Freshman Hribar was insistent on making friends for the sake of making them. He wore his hair like a withered mop and expressed his love in bandanas and loud laughs (I talk in third person to draw distinction between Freshman Hribar and my current self).

 

I think one would be hard-pressed to deny that I needed to change during my freshman year.

 

I went thrifting for new clothes, I cut my hair drastically short and I began wearing contacts. I introduced my body to weight lifting and began trying to exude some sort of nonchalant mystery.

 

I finally became confident in myself for the first time in my life. I thought of myself as handsome and presentable instead of looking like some ragamuffin that had been tossed through a sewer system.

 

Evolution had been kind to me.

 

I evolved again in the winter of my sophomore year. However, this evolution went wrong: I began to not care for the world, but for myself.

 

My purpose had been diverted and had been changed by personal failure, corruption around me and torn heartstrings.

 

It wasn’t until a major traumatic episode did I realize that I had to care about myself and the life I lived.

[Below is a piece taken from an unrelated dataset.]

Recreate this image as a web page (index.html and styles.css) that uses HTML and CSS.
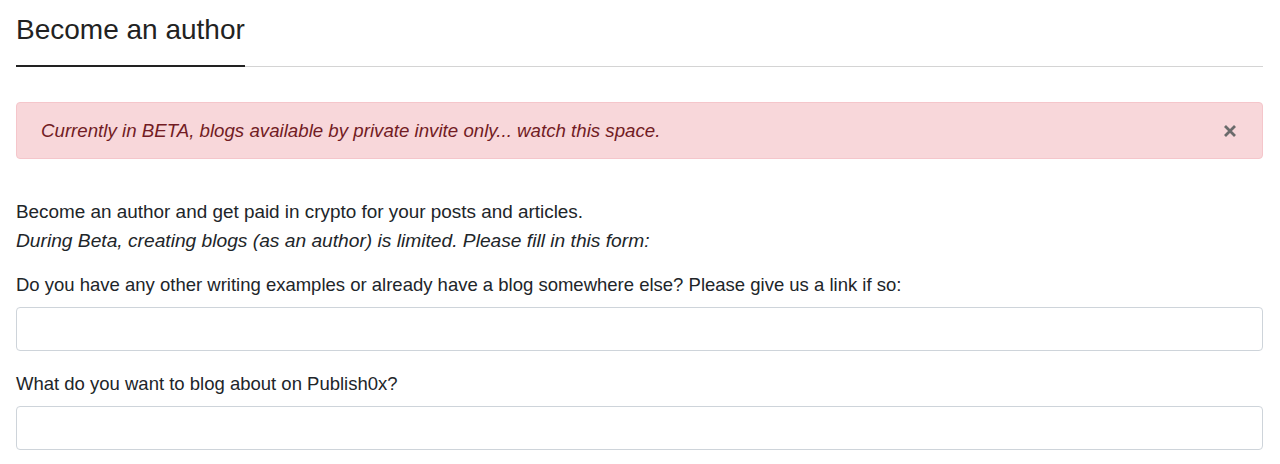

As a result, I evolved again.

 

That experience taught me that evolution is prone to making mistakes. Birds whose beaks are meant for berries and nuts could suddenly starve on an island without harvest. A Pokémon that evolves with an item at a young age will lack moves to use in battle.

 

If we as humans can constantly evolve, constantly better ourselves, then we are prone to changing into people that are unbecoming.

 

We have our own best interests at heart, but sometimes we change into people that aren’t who we want to be. We evolve for ourselves, for our habitats.

 

However, sometimes we evolve for other people. We allow ourselves to be misguided because we, as progressive college students, figure that change can only be good.

 

We operate under the assumption that change, and therefore evolution, is synonimous with bettering ourselves. Just as not all evolution is guaranteed positive change, not all change means betterment.

 

It is important to constantly ask yourself, “how can I change for the better” and whether or not that change is good? What are you willing to change for your evolution?

 

Always contemplate evolution, but contemplate what that change will do for you both positively and negatively.